Mustafa Mutlu: Kadıköylüler ‘Dersimli Kemal’i, ‘Mustafa Kemal’in Askeri’ yaptı!

Mustafa Mutlu: Kadıköylüler ‘Dersimli Kemal’i, ‘Mustafa Kemal’in Askeri’ yaptı!

AK-P-KK’nın “saçılımına” kayıtsız şartsız destek veren… Bölünmenin ilk adımı olan “özerkliği” destekleyen…

Partisinin grup toplantısında, “Ben Dersimli Kemal’im” diyerek yumruğunu kürsüye indiren…

“Kobani”de PKK’yla omuz omuza mücadele öneren…

Daha öncesinde, dinci bir adayı cumhurbaşkanı ilan eden…

F Tipi Yapılanma’nın avukatlığına soyunan…

ABD Büyükelçisi’yle özel odalarda iki kez görüşüp ne konuştuklarını bir türlü açıklamayan…

CHP Genel Başkanı Kemal Kılıçdaroğlu, önceki gece Bağdat Caddesi’nde, Dersimli Kemal’den, Mustafa Kemal’in askerliğine (!) terfi etti!


Ne mutlu bana ki; bu tarihi (!) ana tanıklık eden on binlerden biri de bendim!

Çünkü ben de Bağdat Caddesi’ndeki Cumhuriyet Yürüyüşü’ndeydim.

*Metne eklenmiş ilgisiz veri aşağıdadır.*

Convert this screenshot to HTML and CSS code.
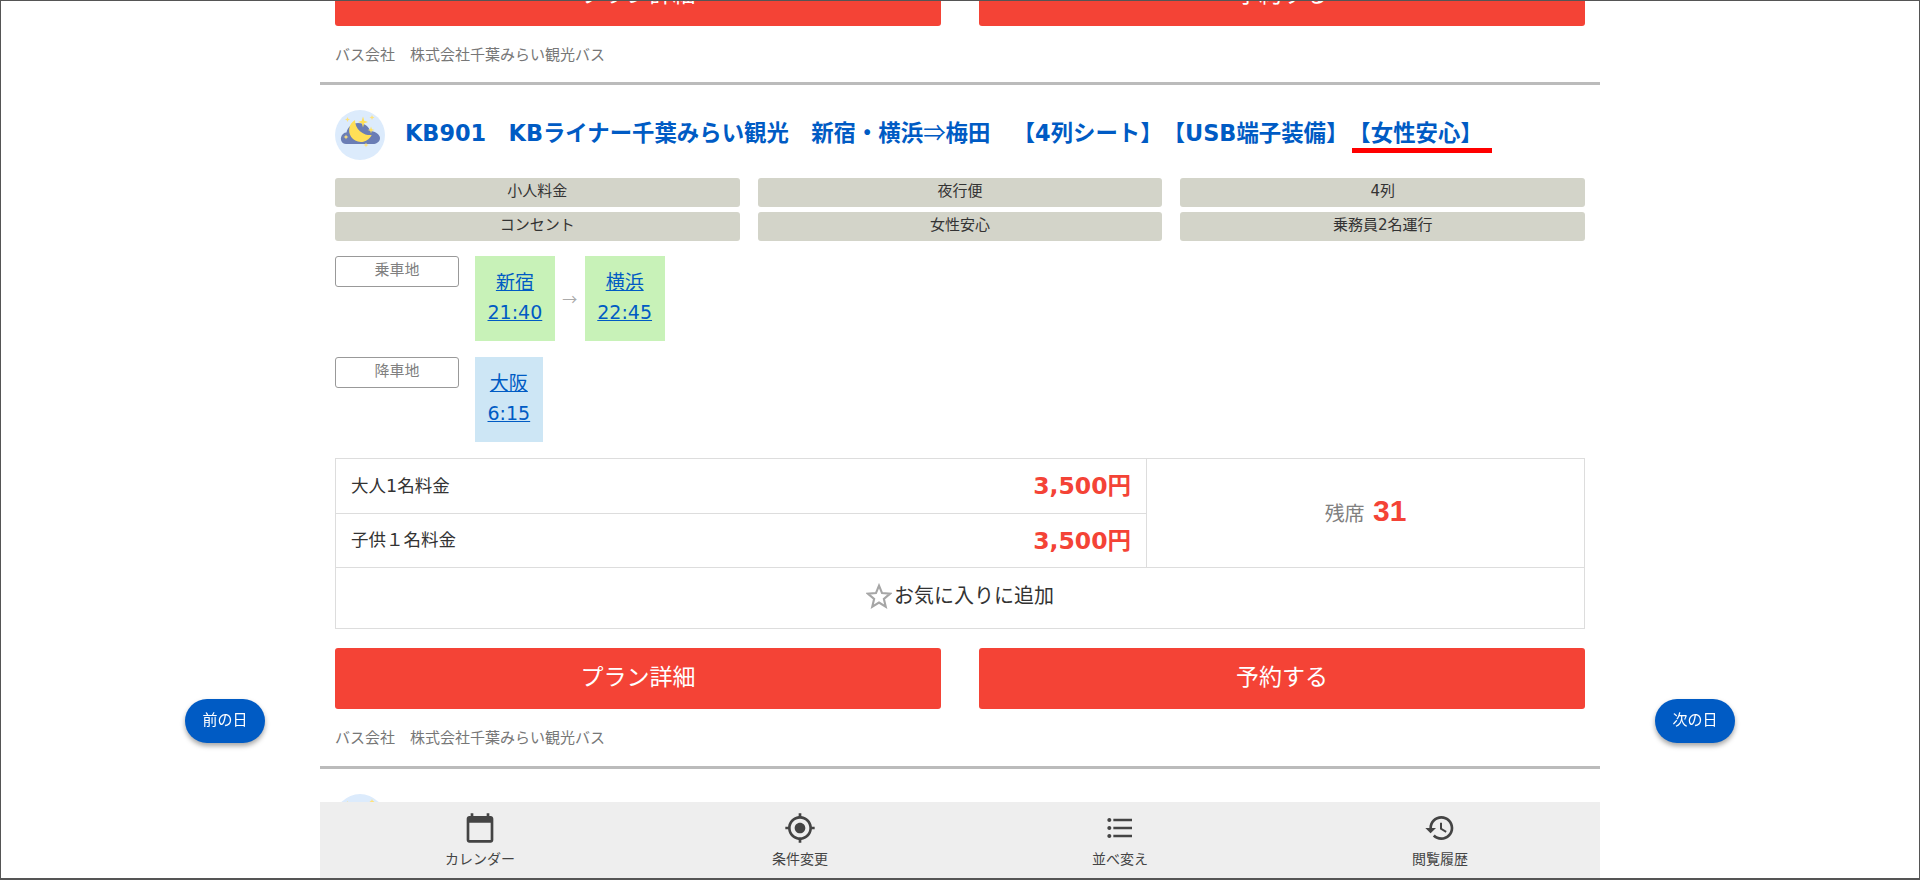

Beyefendi yine her zamanki gibi etrafına gülücükler saçıyordu ama önceki yıllarda gördüğü ilginin onda birini görmüyordu.

Çevresindeki yaklaşık 50 kişilik “partili” dışında, yüzüne bakan yoktu!

Konvoy Caddebostan’a gelince, Kılıçdaroğlu’nun ve arkadaşlarının hemen önünde giden otobüs durdu, Kemal Bey üzerine çıkıp konuşmaya başladı. Kimsenin beklemediği bir sloganla girdi söze:

“Mustafa Kemal’in askerleriyiz!”

Bu slogan, onu dinleyen on binlerin dalgalanmasına neden oldu; her kafadan ayrı bir ses çıkmaya başladı:

“Kadıköy’e gelince mi anladın Mustafa Kemal’in askeri olduğunu?”

“Hani Dersimli Kemal’din?”

“Mehmet Bekaroğlu da Mustafa Kemal’in askeri mi?”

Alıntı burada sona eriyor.